In Israele poi la percezione del valore del corridoio è totalmente allineata con i desideri strategici (simili e complementari a quelli sauditi) di trasformare il Paese in un fulcro dei collegamenti mediterranei. Lo stato ebraico è consapevole di essere posizionato a livello geostrategico al centro del Mediterraneo allargato, che si estende fino al Golfo, e poter essere uno sbocco per alternative geoeconomiche a Suez. Per altro, mentre emergono anche i primi progetti per inglobare la Striscia di Gaza nel corridoio (nella fase di day-after), Israele solleva un problema di sicurezza che potrebbe essere effettivamente determinante.

In una conversazione di background tenuta da un ufficiale israeliano è stato delineato recentemente come su Imec gravino problemi simili a quello del corridoio del Mar Rosso. Attori statali e soprattutto non-statali che potrebbero creare destabilizzazione come sta avvenendo nell’asse Suez-Bab el Mandeb. E tra l’altro, potrebbero essere gli Houthi stessi, perché la milizia yemenita potrebbe voler mostrare i muscoli in futuro su altre connessioni con la consapevolezza che possono disarticolarle e creare una leva di ricatto nella geoeconomia globale. Dunque emerge che il primo dei problemi per Israele è la sicurezza, che deve essere garantita al pari delle evoluzioni infrastrutturali e geopolitiche del progetto. È anche un tema di carattere politico interno — Israele dice che sta combattendo Hamas anche per proteggere la stabilità regionale — che chiaramente rafforza l’interesse israeliano su Imec.

Al pari di questo, c’è un altro problema che si sta consolidando: ci sono attori regionali non firmatari che stanno presentando ostacoli. Su tutti la Turchia, che ha già espresso la sua opposizione a Imec perché non coinvolta. Ankara ha anche intrapreso un’azione concreta per farsi portatrice di un’alternativa, con l’Iraq Development Road (in cui sono inclusi anche gli Emriati Arabi Uniti, firmatari di Imec).
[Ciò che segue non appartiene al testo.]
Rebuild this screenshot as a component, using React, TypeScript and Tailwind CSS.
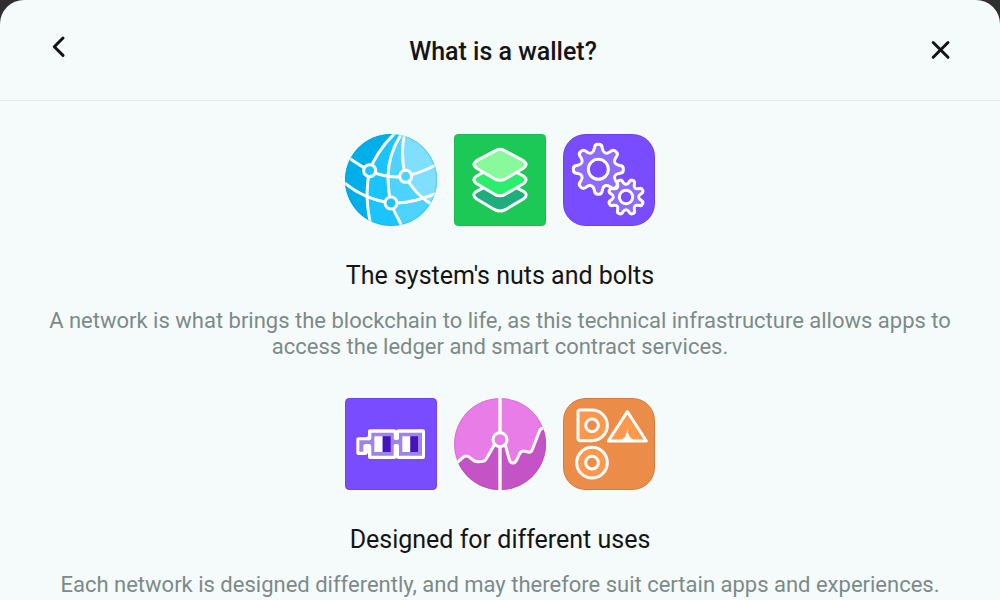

Su questo, il ruolo dell’Unione Europea e dei firmatari europei potrebbe essere importante, perché potrebbero giocare un ruolo diplomatico per far essere Imec flessibile a estensioni puntuali del corridoio centrale, per esempio per collegare anche l’Oman, allungarsi fino a inglobare la Turchia con un asse settentrionale o addirittura (se le condizioni di sicurezza lo permetteranno) anche il Sudan con un ponte marittimo.

È anche in questi movimenti per la ricerca di un equilibrio diplomatico che il ruolo degli inviati speciali europei può essere utile: non solo per tutelare gli interessi unilaterali ma per proteggere l’intero progetto, dunque. La Francia se è già dotata giocando (come spesso accade) di anticipo, l’Italia dovrebbe farlo a breve, la Germania (l’altra delle tre co-firmatarie) sembra leggermente meno attenta. “Emerge che esiste un rischio di sosituibilità tra la politica di sicurezza economica e l’apertura commerciale: la questione è come garantire la sicurezza economica senza mettere in discussione il sistema multilaterale”, ha detto oggi Carlo Altomonte, professore della Bocconi e vice presidente dell’Ispi durante un panel della riunione del T7 che si è svolta questi due giorni a Roma.